Since this is a serious question, be warned that the above answers are wrong. The absence of all light is black. The color white is a result of the combination of all the colors in the spectrum. That is why you can break white light into colors with a prism. When an item is red it absorbs all the colors of the spectrum except red, which it reflects back to your eye. When an item absorbs all the colors of the spectrum it is black. No colors are reflected back to your eye. When an item reflects the full spectrum it is white.
The answer above is correct. There is an exception. If you add light, the colors red, blue and green , at equal intensities, will make white. This is how our computer monitor reproduces white on your screen.
Assuming that you are talking about light not paint; the first answer is wrong, black is the total absence of white light; hence why shadows appear black. The second answer has some truth in it: that white light can projected by displays by mixing red, green and blue light in specific measurements. To reiterate, white light can be made by the colours of the visible spectrum in an infinite amount of combinations.
How many colors to make white color If you are talking about light and not pigment, then the blending of all the frequencies of visible light gives white. It's more of a continuum of frequencies rather than a mix of discrete colors.
The fist answer, by Michael Harris, is correct. Of course you need light to see colors...Duh. Anything which appears white is reflecting all the colors of the spectrum. Anything which appears black is absorbing all the colors of the spectrum.

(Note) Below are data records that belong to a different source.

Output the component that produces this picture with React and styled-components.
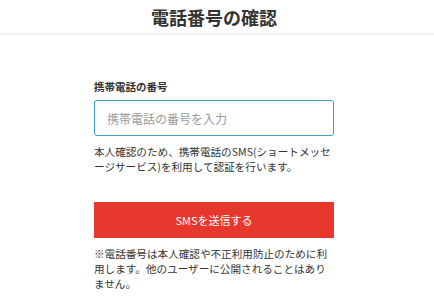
import React from "react";
import styled, { createGlobalStyle } from "styled-components";

const Global = createGlobalStyle`
  html, body { margin: 0; padding: 0; background: #fff; }
  body { font-family: "Noto Sans CJK JP", "Noto Sans", sans-serif; color: #333; }
  * { box-sizing: border-box; }
`;

const Header = styled.header`
  height: 35px;
  border-bottom: 2px solid #f2f2f2;
  padding-right: 6px;
  display: flex;
  justify-content: center;
  align-items: center;
`;

const Title = styled.h1`
  margin: 0;
  font-size: 18px;
  font-weight: 700;
  line-height: 24px;
  color: #333;
`;

const Body = styled.div`
  padding-right: 6px;
`;

const Form = styled.main`
  width: 240px;
  margin: 0 auto;
  padding-top: 44px;
  display: flex;
  flex-direction: column;
`;

const Label = styled.label`
  font-size: 10.5px;
  font-weight: 700;
  line-height: 16px;
  color: #333;
  margin-bottom: 5px;
`;

const Input = styled.input`
  height: 36px;
  width: 100%;
  border: 1px solid #3d9fc6;
  border-radius: 3px;
  padding: 0 12px;
  font-family: inherit;
  font-size: 12px;
  color: #333;
  outline: none;
  &::placeholder { color: #9a9a9a; }
`;

const Note = styled.p`
  margin: ${(p) => p.$top}px 0 0;
  font-size: 10.6px;
  line-height: 15px;
  color: #333;
`;

const Button = styled.button`
  margin-top: 28px;
  height: 36px;
  width: 100%;
  border: none;
  border-radius: 0;
  background: #e8382e;
  color: #fff;
  font-family: inherit;
  font-size: 11px;
  cursor: pointer;
`;

export default function App() {
  return (
    <>
      <Global />
      <Header>
        <Title>電話番号の確認</Title>
      </Header>
      <Body>
        <Form>
          <Label htmlFor="tel">携帯電話の番号</Label>
          <Input id="tel" type="tel" placeholder="携帯電話の番号を入力" />
          <Note $top={8}>
            本人確認のため、携帯電話のSMS(ショートメッセージサービス)を利用して認証を行います。
          </Note>
          <Button type="button">SMSを送信する</Button>
          <Note $top={8}>
            ※電話番号は本人確認や不正利用防止のために利用します。他のユーザーに公開されることはありません。
          </Note>
        </Form>
      </Body>
    </>
  );
}
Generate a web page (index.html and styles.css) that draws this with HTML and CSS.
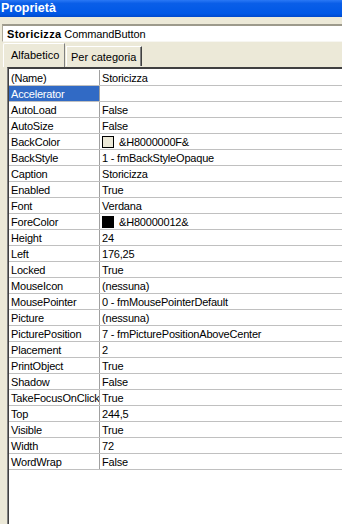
FILE: index.html
```html
<!DOCTYPE html>
<html lang="it">
<head>
    <meta charset="UTF-8">
    <title>Proprietà</title>
    <link rel="stylesheet" href="styles.css">
</head>
<body>
    <div class="window">
        <div class="titlebar">Proprietà</div>
        <div class="combo"><b>Storicizza</b> CommandButton</div>
        <div class="tabs">
            <div class="tab active">Alfabetico</div>
            <div class="tab">Per categoria</div>
        </div>
        <div class="grid" id="grid"></div>
    </div>
    <script>
        const props = [
            ["(Name)", "Storicizza"],
            ["Accelerator", ""],
            ["AutoLoad", "False"],
            ["AutoSize", "False"],
            ["BackColor", "&H8000000F&", "#ece9d8"],
            ["BackStyle", "1 - fmBackStyleOpaque"],
            ["Caption", "Storicizza"],
            ["Enabled", "True"],
            ["Font", "Verdana"],
            ["ForeColor", "&H80000012&", "#000000"],
            ["Height", "24"],
            ["Left", "176,25"],
            ["Locked", "True"],
            ["MouseIcon", "(nessuna)"],
            ["MousePointer", "0 - fmMousePointerDefault"],
            ["Picture", "(nessuna)"],
            ["PicturePosition", "7 - fmPicturePositionAboveCenter"],
            ["Placement", "2"],
            ["PrintObject", "True"],
            ["Shadow", "False"],
            ["TakeFocusOnClick", "True"],
            ["Top", "244,5"],
            ["Visible", "True"],
            ["Width", "72"],
            ["WordWrap", "False"]
        ];
        const grid = document.getElementById("grid");
        props.forEach(function (p, i) {
            let row = document.createElement("div");
            row.classList.add("row");
            let name = document.createElement("div");
            name.classList.add("name");
            if (i === 1) name.classList.add("selected");
            name.innerText = p[0];
            let value = document.createElement("div");
            value.classList.add("value");
            if (p[2]) {
                let sw = document.createElement("span");
                sw.classList.add("swatch");
                sw.style.background = p[2];
                value.appendChild(sw);
            }
            value.appendChild(document.createTextNode(p[1]));
            row.appendChild(name);
            row.appendChild(value);
            grid.appendChild(row);
        });
    </script>
</body>
</html>
```
FILE: styles.css
```css
body {
    margin: 0;
    background: #ffffff;
    font-family: 'Liberation Sans', Arial, sans-serif;
    font-size: 11px;
}
.window {
    width: 342px;
    height: 524px;
    background: #ece9d8;
    overflow: hidden;
}
.titlebar {
    height: 17px;
    line-height: 16px;
    padding-left: 1px;
    color: #ffffff;
    font-weight: bold;
    font-size: 12.5px;
    background: linear-gradient(#2a78f5, #0a5ee8 20%, #0058e6 80%, #0049cc);
}
.combo {
    margin: 7px 0 0 2px;
    height: 15px;
    line-height: 16px;
    background: #ffffff;
    border-top: 2px solid #9d9a8c;
    border-left: 1px solid #aca899;
    border-bottom: 1px solid #f7f6f1;
    padding-left: 4px;
    letter-spacing: -0.1px;
}
.combo b {
    letter-spacing: 0.3px;
}
.tabs {
    display: flex;
    align-items: flex-end;
    height: 24px;
    margin-top: 1px;
    padding-left: 3px;
}
.tab {
    height: 19px;
    line-height: 20px;
    padding: 0 0 0 4px;
    width: 70px;
    border-left: 1px solid #ffffff;
    border-top: 1px solid #ffffff;
    border-right: 1px solid #404040;
    box-shadow: inset -1px 0 #808080;
    margin-left: 1px;
    margin-bottom: 1px;
}
.tab.active {
    height: 23px;
    line-height: 22px;
    width: 53px;
    padding-left: 7px;
    margin-left: 0;
    margin-bottom: 0;
    border-right: 1px solid #808080;
    box-shadow: none;
    border-top-left-radius: 2px;
}
.grid {
    margin-left: 7px;
    height: 456px;
    background: #ffffff;
    border-left: 1px solid #808080;
    border-top: 1px solid #404040;
    box-shadow: inset 1px 1px #404040;
    padding: 2px 0 0 1px;
    letter-spacing: -0.2px;
}
.row {
    display: flex;
    height: 15px;
    border-bottom: 1px solid #c0c0c0;
    line-height: 16px;
}
.name {
    width: 88px;
    padding-left: 2px;
    border-right: 1px solid #a0a0a0;
    white-space: nowrap;
    overflow: hidden;
}
.name.selected {
    background: #316ac5;
    color: #ffffff;
}
.value {
    flex: 1;
    padding-left: 2px;
    white-space: nowrap;
    display: flex;
    align-items: center;
}
.swatch {
    width: 10px;
    height: 10px;
    border: 1px solid #000000;
    margin-right: 5px;
}
```
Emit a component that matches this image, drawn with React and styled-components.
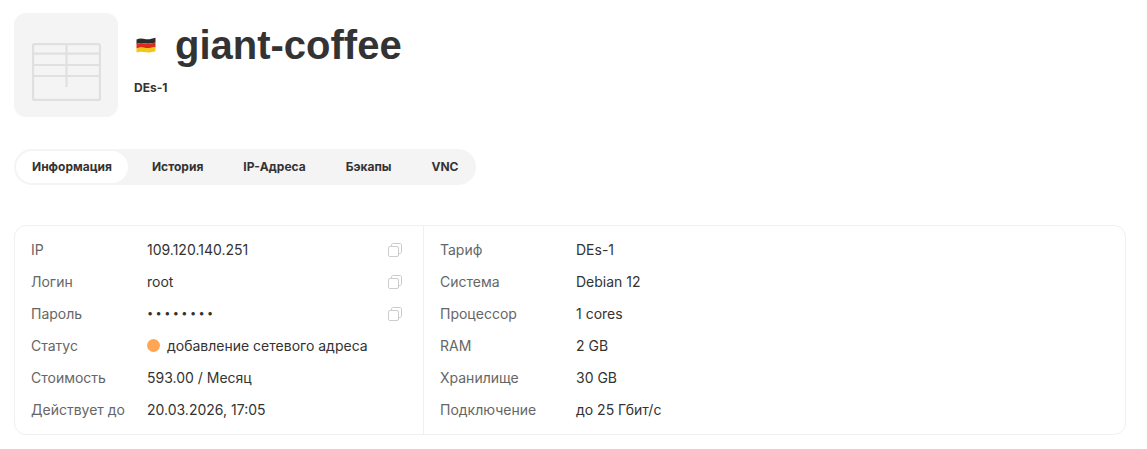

Some of you are somewhat correct. As a color specialist for makeup, clothing and accessories for over 30 years ...... and designer of a color & makeup program for wearing the correct colors for your skin, hair and eyes, I submit the following .... Prism or not ... White is the absence of all color and Black is the presence of all color. That's it!
Playing with computer software programs that use color may come up with a different set of parameters as does 3 or 4 color printing for intensity and clarity in the printing of books.
For those of you who named colors ..... there are 3 Primary colors ...Red Yellow Blue.. The Secondary colors are Green Orange Purple. Red and Yellow make Orange. Yellow and Blue make Green. Blue and Red make Purple. Please look at a color wheel. The Tertiary (third degree) colors are made by taking 2 adjacent colors and combining them. To make each color lighter ... add white. It just lessens the intensity of the color..... as in Lavender (lite) and Purple (dark) or Powder Blue (light) and Navy Blue (dark).
A primary color can be any of the red, blue, or yellow pigments available to a painter. But for a photographer, RGB, the color space that most cameras use, is based on a Red/Green/Blue color wheel. The CYM color system is modeled with a Cyan/Magenta/Yellow color wheel. Finally, the RYB system relies on a Red/Yellow/Blue color wheel. The distinct color system a camera uses will produce an image within a defined color wheel. While painters rely on an RYB color wheel, photographers tend to capture their shots with either the RGB or CMY color wheel systems. (Photography.com). This has been an argument my husband and I have had for 34 years. He's a photographer and I am an artist.
White is all the colors, that is why when you send white light through a prism it splits it up to R O Y G B I V the colors of the rainbow. The absence of all color is black, thus space being black when you look up at the stars.
Depends on if it is pigment or light. When dealing with light, there is what is known as 'additive' mixing, in which combing all colors eventually gives you white. With pigments, such as paint or colored pencils, you have 'subtractive' mixing, where combing all colors gives you black instead, as pigments and light refraction are two different things to work with.
If you are talking about paint, then no mix can create white color. If you are talking about light, then you can either do it by mixing all 7 color of the rainbow or mix yellow with blue (you can make yellow out of equal strength of red, green, and blue, you can get white by adding more power on blue light).